L'article 2224 du code civil dans sa version applicable à l'espèce dispose que les actions personnelles et mobilières se prescrivent pas cinq ans à compter du jour où le titulaire d'un droit a connu ou aurait dû connaître les fait lui permettant de l'exercer.



La présente action, formée au visa des articles 1134 et 1143 du code civil dans leur version applicable à l'espèce, l'article 1143 disposant que le créancier a le droit de demander que ce qui aurait été fait par contravention à l'engagement soit détruit et peut se faire autoriser à le détruire aux dépens du débiteur, sans préjudice des dommages et intérêts s'il y a lieu.



L'action est fondée sur le non respect du cahier des charges du lotissement qui constitue un document contractuel dont les clauses engagent les colotis entre eux pour toutes les dispositions qui y sont contenues, quelle que soit sa date, nonobstant le plan local d'urbanisme en vigueur.



Il s'agit en conséquence d'une action personnelle visant à obtenir la démolition des constructions au motif qu'elles ont été édifiées par M. et Mme [E] au mépris de leurs engagements contractuels du fait du cahier des charges et des dommages et intérêts qui se prescrit par cinq ans.



Le délai de prescription a commencé à courir à la date d'achèvement des constructions litigieuses.

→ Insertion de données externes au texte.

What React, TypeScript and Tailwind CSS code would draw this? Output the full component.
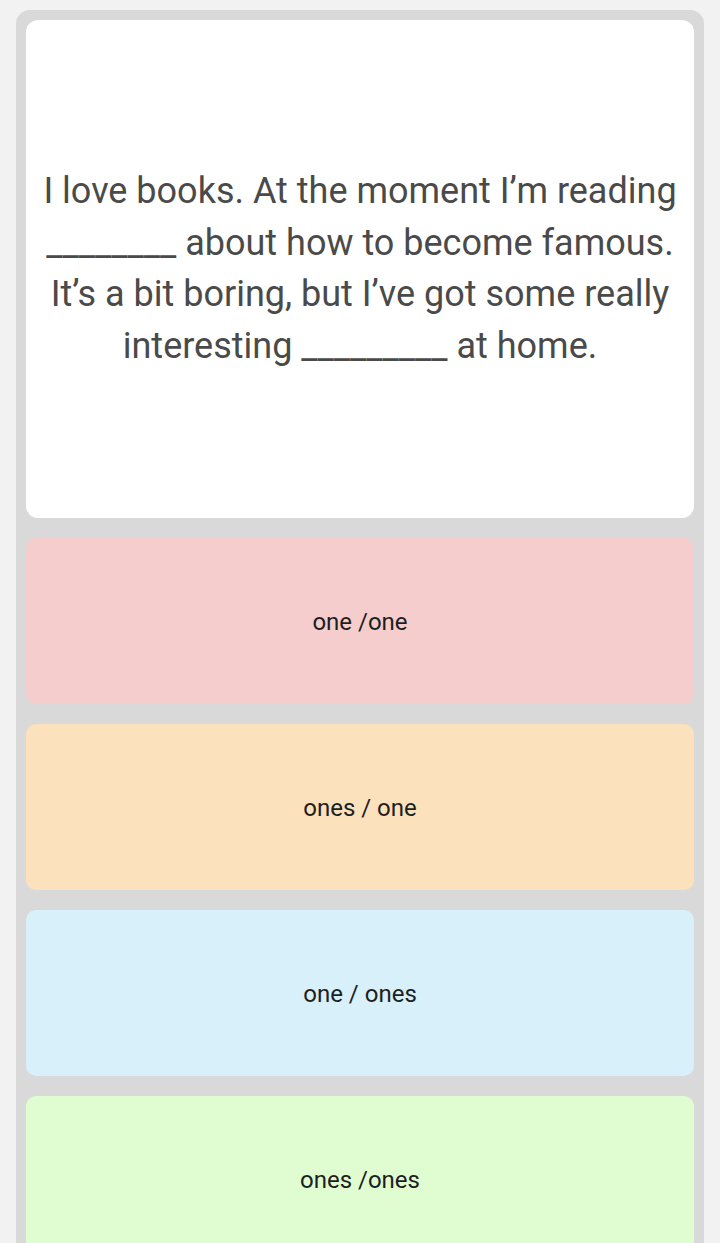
const options = [
  { label: "one /one", bg: "bg-[#f6cdcd]" },
  { label: "ones / one", bg: "bg-[#fbe2bc]" },
  { label: "one / ones", bg: "bg-[#d8f0fa]" },
  { label: "ones /ones", bg: "bg-[#e0fdd2]" },
];

export default function App() {
  return (
    <div className="min-h-[1243px] bg-[#f2f2f2] px-4 pt-[10px] font-['Roboto',sans-serif]">
      <div className="rounded-t-[14px] bg-[#d9d9d9] px-[10px] pt-[10px] flex flex-col gap-5 h-[1233px] overflow-hidden">
        <div className="bg-white rounded-xl h-[498px] shrink-0 flex items-center justify-center px-3">
          <p className="text-center text-[36px] leading-[51.5px] text-[#4a4a4a]">
            I love books. At the moment I’m reading ________ about how to become famous. It’s a bit
            boring, but I’ve got some really interesting _________ at home.
          </p>
        </div>
        {options.map((o) => (
          <div
            key={o.label}
            className={`${o.bg} rounded-[10px] h-[166px] shrink-0 flex items-center justify-center pt-[2px]`}
          >
            <span className="text-[24px] text-[#1e1e1e]">{o.label}</span>
          </div>
        ))}
      </div>
    </div>
  );
}
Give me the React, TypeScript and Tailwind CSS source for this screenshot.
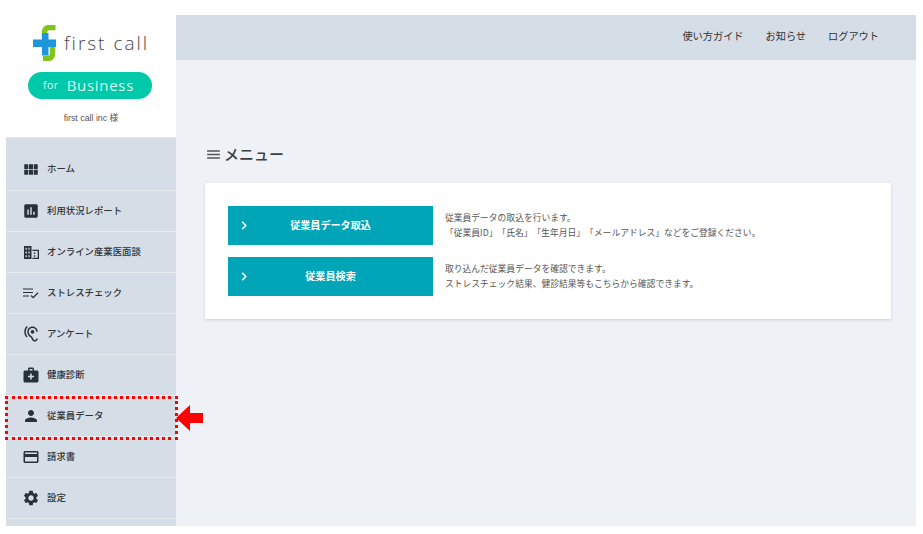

Dès lors que M. [U] reconnaît que les constructions litigieuses ont été achevées le 30 juin 2008 mais complétées par le pose d'un bardage en 2010, l'action était prescrite à la date d'inroduction de la présente instance par assignation du 23 septembre 2016.



Il convient en conséquence de déclarer les demandes irrecevables comme prescrites et de confirmer le jugement en toutes ses dispositions.



Il convient de condamner M. [U] à payer à M. et Mme [E] la somme de 3 000 euros au titre de l'article 700 du code de procédure civile.



PAR CES MOTIFS



Statuant publiquement,



Confirme le jugement du tribunal de grande instance d'Evry en date du 11 mars 2019 en toues ses dispositions,



Condamne M. [U] à payer à M. et Mme [E] la somme de 3 000 euros au titre de l'article 700 du code de procédure civile,



Condamne M. [U] aux dépens d'appel dont le recouvrement sera poursuivi par maître Lidia Morelli, membre de la Selarl Morelli, dans les conditions de l'article 699 du code de procédure civile.